2.) Increase Website Traffic

It’s not a starry-eyed dream to launch your social media marketing campaign with the end goal of increasing website traffic. Plenty of brands have made great use of social media platforms as a steady source of referral traffic – so much so, in fact, that social once constituted almost a third of all referral traffic online, while Pinterest alone drove in nearly a quarter of all retail website referral traffic as of last year.

Creating a regular posting schedule to share your unique blog and website content across your social media platforms is a surefire way to increase traffic – and bolster your SEO efforts, to boot.

To see how many eager audience members you’re sending through to your landing pages, you’ll want to make use of Google Analytics. Pay particular attention to these metrics:

  • Traffic from social media
  • Social media as percentage of overall website traffic
  • Bounce rate of social media traffic (i.e., how long do users stay after coming from your social feeds?)

If you use a social scheduling tool like Buffer or Hootsuite, you may also be able to use their in-suite analytics tools to measure clicks, but these metrics, in our experience, can be a bit misleading, and won’t always correlate one-to-one with your Google Analytics results.

3.) Increase Engagement and Build Community

Maybe social media to you means… well, being social! Building a community of plugged-in, active users who show up on social media is a great way to retain customers and attract new ones. Research also suggests that users who are able to interact with you on social media are more likely to have a higher perception of your brand and give better recommendations.
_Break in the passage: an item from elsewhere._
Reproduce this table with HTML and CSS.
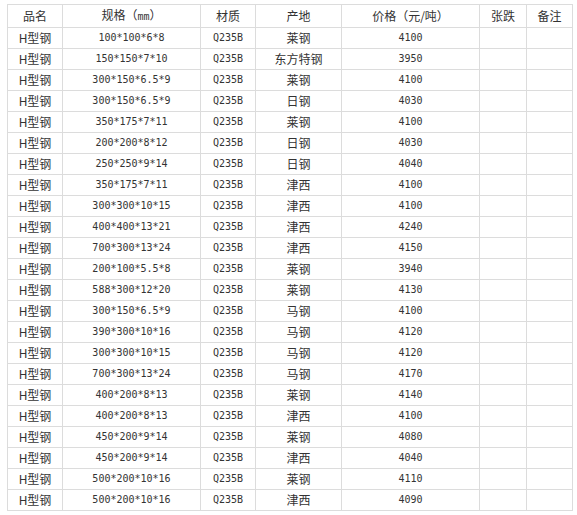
FILE: index.html
```html
<!DOCTYPE html>
<html lang="zh">
<head>
<meta charset="utf-8">
<title>H型钢价格</title>
<link rel="stylesheet" href="styles.css">
</head>
<body>
<table class="price">
  <colgroup>
    <col class="c1"><col class="c2"><col class="c3"><col class="c4"><col class="c5"><col class="c6"><col class="c7">
  </colgroup>
  <thead>
    <tr><th>品名</th><th>规格（<span class="num">mm</span>）</th><th>材质</th><th>产地</th><th>价格（元/吨）</th><th>张跌</th><th>备注</th></tr>
  </thead>
  <tbody>
    <tr><td>H型钢</td><td class="num">100*100*6*8</td><td class="num">Q235B</td><td>莱钢</td><td class="num">4100</td><td></td><td></td></tr>
    <tr><td>H型钢</td><td class="num">150*150*7*10</td><td class="num">Q235B</td><td>东方特钢</td><td class="num">3950</td><td></td><td></td></tr>
    <tr><td>H型钢</td><td class="num">300*150*6.5*9</td><td class="num">Q235B</td><td>莱钢</td><td class="num">4100</td><td></td><td></td></tr>
    <tr><td>H型钢</td><td class="num">300*150*6.5*9</td><td class="num">Q235B</td><td>日钢</td><td class="num">4030</td><td></td><td></td></tr>
    <tr><td>H型钢</td><td class="num">350*175*7*11</td><td class="num">Q235B</td><td>莱钢</td><td class="num">4100</td><td></td><td></td></tr>
    <tr><td>H型钢</td><td class="num">200*200*8*12</td><td class="num">Q235B</td><td>日钢</td><td class="num">4030</td><td></td><td></td></tr>
    <tr><td>H型钢</td><td class="num">250*250*9*14</td><td class="num">Q235B</td><td>日钢</td><td class="num">4040</td><td></td><td></td></tr>
    <tr><td>H型钢</td><td class="num">350*175*7*11</td><td class="num">Q235B</td><td>津西</td><td class="num">4100</td><td></td><td></td></tr>
    <tr><td>H型钢</td><td class="num">300*300*10*15</td><td class="num">Q235B</td><td>津西</td><td class="num">4100</td><td></td><td></td></tr>
    <tr><td>H型钢</td><td class="num">400*400*13*21</td><td class="num">Q235B</td><td>津西</td><td class="num">4240</td><td></td><td></td></tr>
    <tr><td>H型钢</td><td class="num">700*300*13*24</td><td class="num">Q235B</td><td>津西</td><td class="num">4150</td><td></td><td></td></tr>
    <tr><td>H型钢</td><td class="num">200*100*5.5*8</td><td class="num">Q235B</td><td>莱钢</td><td class="num">3940</td><td></td><td></td></tr>
    <tr><td>H型钢</td><td class="num">588*300*12*20</td><td class="num">Q235B</td><td>莱钢</td><td class="num">4130</td><td></td><td></td></tr>
    <tr><td>H型钢</td><td class="num">300*150*6.5*9</td><td class="num">Q235B</td><td>马钢</td><td class="num">4100</td><td></td><td></td></tr>
    <tr><td>H型钢</td><td class="num">390*300*10*16</td><td class="num">Q235B</td><td>马钢</td><td class="num">4120</td><td></td><td></td></tr>
    <tr><td>H型钢</td><td class="num">300*300*10*15</td><td class="num">Q235B</td><td>马钢</td><td class="num">4120</td><td></td><td></td></tr>
    <tr><td>H型钢</td><td class="num">700*300*13*24</td><td class="num">Q235B</td><td>马钢</td><td class="num">4170</td><td></td><td></td></tr>
    <tr><td>H型钢</td><td class="num">400*200*8*13</td><td class="num">Q235B</td><td>莱钢</td><td class="num">4140</td><td></td><td></td></tr>
    <tr><td>H型钢</td><td class="num">400*200*8*13</td><td class="num">Q235B</td><td>津西</td><td class="num">4100</td><td></td><td></td></tr>
    <tr><td>H型钢</td><td class="num">450*200*9*14</td><td class="num">Q235B</td><td>莱钢</td><td class="num">4080</td><td></td><td></td></tr>
    <tr><td>H型钢</td><td class="num">450*200*9*14</td><td class="num">Q235B</td><td>津西</td><td class="num">4040</td><td></td><td></td></tr>
    <tr><td>H型钢</td><td class="num">500*200*10*16</td><td class="num">Q235B</td><td>莱钢</td><td class="num">4110</td><td></td><td></td></tr>
    <tr><td>H型钢</td><td class="num">500*200*10*16</td><td class="num">Q235B</td><td>津西</td><td class="num">4090</td><td></td><td></td></tr>
  </tbody>
</table>
</body>
</html>
```

FILE: styles.css
```css
html, body {
  margin: 0;
  padding: 0;
  background: #ffffff;
}
body {
  padding: 4px 0 0 7px;
  font-family: "Noto Sans CJK SC", "Noto Sans", sans-serif;
  font-size: 12px;
  color: #333333;
}
.price {
  border-collapse: collapse;
  table-layout: fixed;
  width: 565px;
}
.c1 { width: 55px; }
.c2 { width: 138px; }
.c3 { width: 55px; }
.c4 { width: 86px; }
.c5 { width: 138px; }
.c6 { width: 47px; }
.c7 { width: 46px; }
.price th,
.price td {
  border: 1px solid #dcdcdc;
  height: 20px;
  padding: 0;
  line-height: 20px;
  text-align: center;
  font-weight: normal;
  white-space: nowrap;
  overflow: hidden;
}
.num {
  font-family: "DejaVu Sans Mono", "Liberation Mono", monospace;
  font-size: 10px;
}
.price th .num {
  font-size: 10px;
}
```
What’s more? Increasing engagement is also a way to encourage clickthrough, conversions, and other goals we mention on this list; rather than pure chronology, social algorithms today tend to prioritize posts with higher engagement. So, the more people who like and interact with your content, the more total people who will see your content, total.

How engaging are you? Here’s where to look to find out:

  • Likes
  • Shares/Retweets/Pins
  • Comments, Mentions and Replies


4.) Provide More Efficient Social Service

In many ways, social media has become the front line for providing customer service, and users have high expectations when it comes time for you to respond to a complaint or assuage a doubt; in fact, a full 78% of people who complain to a brand via Twitter expect a response within an hour.

It’s unbelievably important to interact and engage with your audience – especially with their complaints. Maybe you’re just trying to get better at handling social complaints; maybe you’re trying to be able to secure more positive user-generated content; maybe you’re trying to make social media your primary channel for customer care.

Whatever your reasoning, providing more effective customer service on social media is a worthwhile goal. Our guide to reasonably and efficiently tackling customer service on social media is available here; here’s how to see if your efforts are working:

  • Number of customer service questions: To determine this, you’ll need to closely monitor your replies, posts, reviews, and mentions, particularly on Facebook and Twitter, where people are most likely to first turn with questions.
  • Average response time: Again, this will be something you’ll have to be diligently about tracking. Did it take you a day to respond to negative feedback? An hour?

For more detailed metrics, or if customer service is a key pillar of your online strategy, you may want to invest in a platform like Respond, LiveWorld, or Lithium. In addition to giving you a clearer total overall picture of how to interact with consumers online, many of these platforms offer pretty specific customer care metrics, such as “post-resolution feedback” and “time to first reply."

5.) Generate Leads and Conversions

Maybe for you, marketing, at the end of the day, is all about the conversion rates. Of course, conversions start as leads, and social media is a great way to start users down the path of your conversion funnel, putting them on your radar and encouraging them to become customers.

It’s important to realize that this goal can be a little bit tricky to measure, because exactly what makes someone a “lead” can be defined quite broadly. For our purposes, let’s think in terms of someone completing an action that you set out on your website or social media (that’s certainly how Google Analytics defines it). With that in mind, you may be able to gauge the efficacy of your social media marketing at securing leads by tracking:

  • Email list sign-ups
  • Form completions
  • Gated content downloads
  • Clicks and engagement with your shared links to lead generating content

The bottom line, here? You can’t be successful at social media marketing without having a concrete goal to work towards, and you can’t keep up with your goal if you don’t know where to look. Every brand is going to use social media a little differently, and to different ends – what matters is finding what works and what doesn’t for you.